Good Design Is Aesthetic

The aesthetic quality of a product is integral to its usefulness because products are used every day and have an effect on people and their well-being. Only well-executed objects can be beautiful.

Good Design Makes A Product Understandable

It clarifies the product’s structure. Better still, it can make the product clearly express its function by making use of the user’s intuition. At best, it is self-explanatory.

Good Design Is Unobtrusive

Products fulfilling a purpose are like tools. They are neither decorative objects nor works of art. Their design should therefore be both neutral and restrained, to leave room for the user’s self-expression.

Good Design Is Honest

It does not make a product more innovative, powerful or valuable than it really is. It does not attempt to manipulate the consumer with promises that cannot be kept

Good Design Is Long-lasting

It avoids being fashionable and therefore never appears antiquated.

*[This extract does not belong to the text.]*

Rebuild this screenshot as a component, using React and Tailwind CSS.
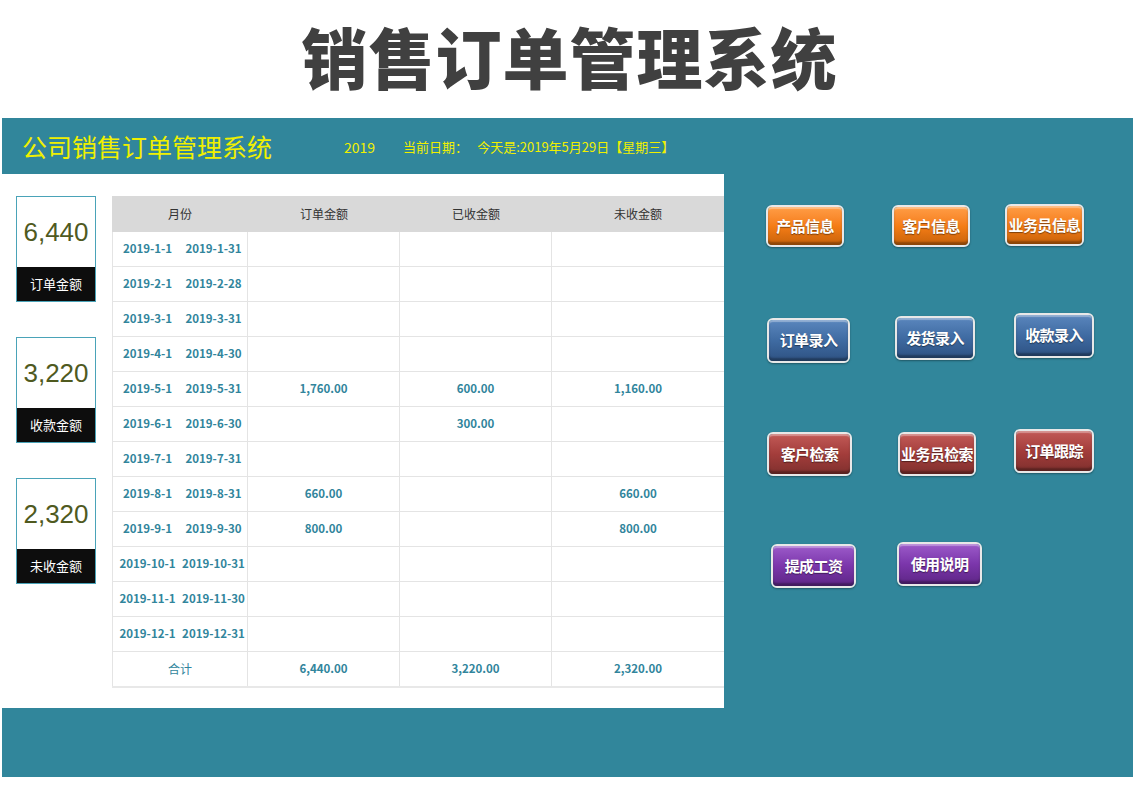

Unlike fashionable design, it lasts many years – even in today’s throwaway society.

Good Design Is Thorough Down to the Last Detail

Nothing must be arbitrary or left to chance. Care and accuracy in the design process show respect towards the consumer.

Good Design Is Environmentally Friendly

Design makes an important contribution to the preservation of the environment. It conserves resources and minimises physical and visual pollution throughout the lifecycle of the product.

Good Design Is as Little Design as Possible

Less, but better – because it concentrates on the essential aspects, and the products are not burdened with non-essentials. Back to purity, back to simplicity.